▶ Stated goal:
Your task is to retype the lines from the opening of the material through the line that includes "const links = ['用户隐私协议', '用户使用协议']". Do not copy the pictures.

::::

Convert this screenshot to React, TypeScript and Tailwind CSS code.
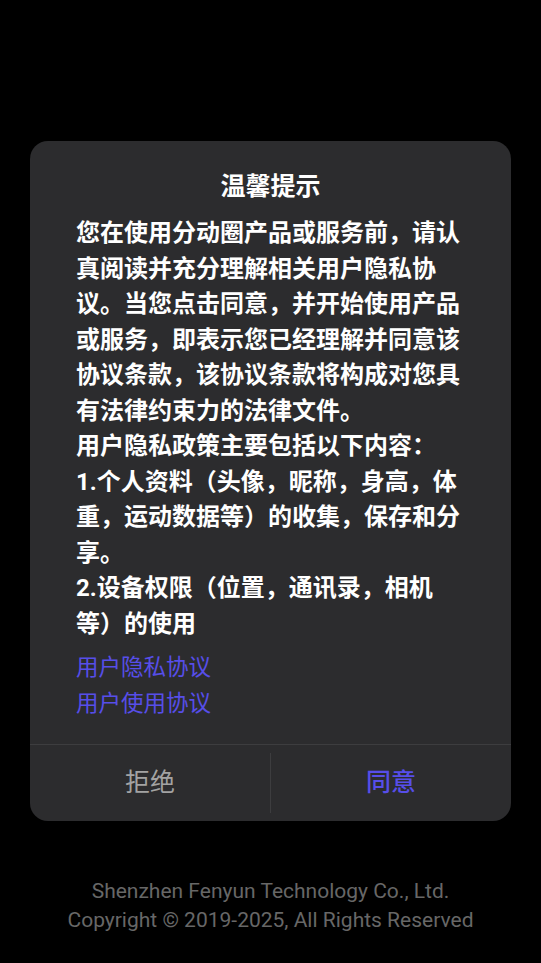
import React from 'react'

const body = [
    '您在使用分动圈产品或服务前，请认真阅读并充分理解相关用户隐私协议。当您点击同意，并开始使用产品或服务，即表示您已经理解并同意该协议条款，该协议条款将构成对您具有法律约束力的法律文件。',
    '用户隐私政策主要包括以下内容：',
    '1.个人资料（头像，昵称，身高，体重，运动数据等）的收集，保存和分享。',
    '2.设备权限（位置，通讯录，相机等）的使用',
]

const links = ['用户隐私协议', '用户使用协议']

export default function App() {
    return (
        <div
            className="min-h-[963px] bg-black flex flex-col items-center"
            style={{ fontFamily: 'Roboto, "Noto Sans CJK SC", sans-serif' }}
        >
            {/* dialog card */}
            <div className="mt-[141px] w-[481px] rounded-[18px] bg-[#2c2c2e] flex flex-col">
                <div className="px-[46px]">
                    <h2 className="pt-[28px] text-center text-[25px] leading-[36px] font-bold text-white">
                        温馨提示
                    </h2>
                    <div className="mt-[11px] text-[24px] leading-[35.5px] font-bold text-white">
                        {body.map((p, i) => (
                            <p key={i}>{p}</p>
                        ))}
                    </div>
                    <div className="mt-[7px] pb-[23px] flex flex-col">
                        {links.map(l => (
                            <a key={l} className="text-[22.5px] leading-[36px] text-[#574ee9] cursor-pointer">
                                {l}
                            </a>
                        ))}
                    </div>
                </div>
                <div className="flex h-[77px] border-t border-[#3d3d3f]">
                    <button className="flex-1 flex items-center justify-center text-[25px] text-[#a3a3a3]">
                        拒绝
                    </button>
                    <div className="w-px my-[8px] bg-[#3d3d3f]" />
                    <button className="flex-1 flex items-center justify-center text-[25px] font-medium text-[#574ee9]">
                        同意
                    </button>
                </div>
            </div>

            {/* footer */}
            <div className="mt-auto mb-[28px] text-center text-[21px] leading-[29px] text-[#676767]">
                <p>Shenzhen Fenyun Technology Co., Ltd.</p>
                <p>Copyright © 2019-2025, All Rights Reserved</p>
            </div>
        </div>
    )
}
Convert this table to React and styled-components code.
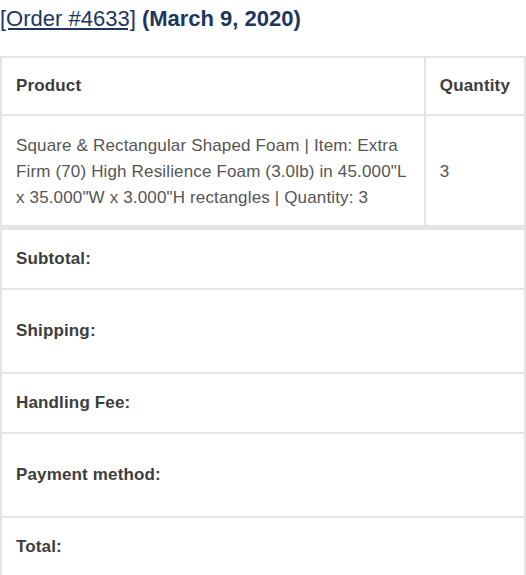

::::

▶ Answer in full:
Convert this screenshot to React, TypeScript and Tailwind CSS code.
import React from 'react'

const body = [
    '您在使用分动圈产品或服务前，请认真阅读并充分理解相关用户隐私协议。当您点击同意，并开始使用产品或服务，即表示您已经理解并同意该协议条款，该协议条款将构成对您具有法律约束力的法律文件。',
    '用户隐私政策主要包括以下内容：',
    '1.个人资料（头像，昵称，身高，体重，运动数据等）的收集，保存和分享。',
    '2.设备权限（位置，通讯录，相机等）的使用',
]

const links = ['用户隐私协议', '用户使用协议']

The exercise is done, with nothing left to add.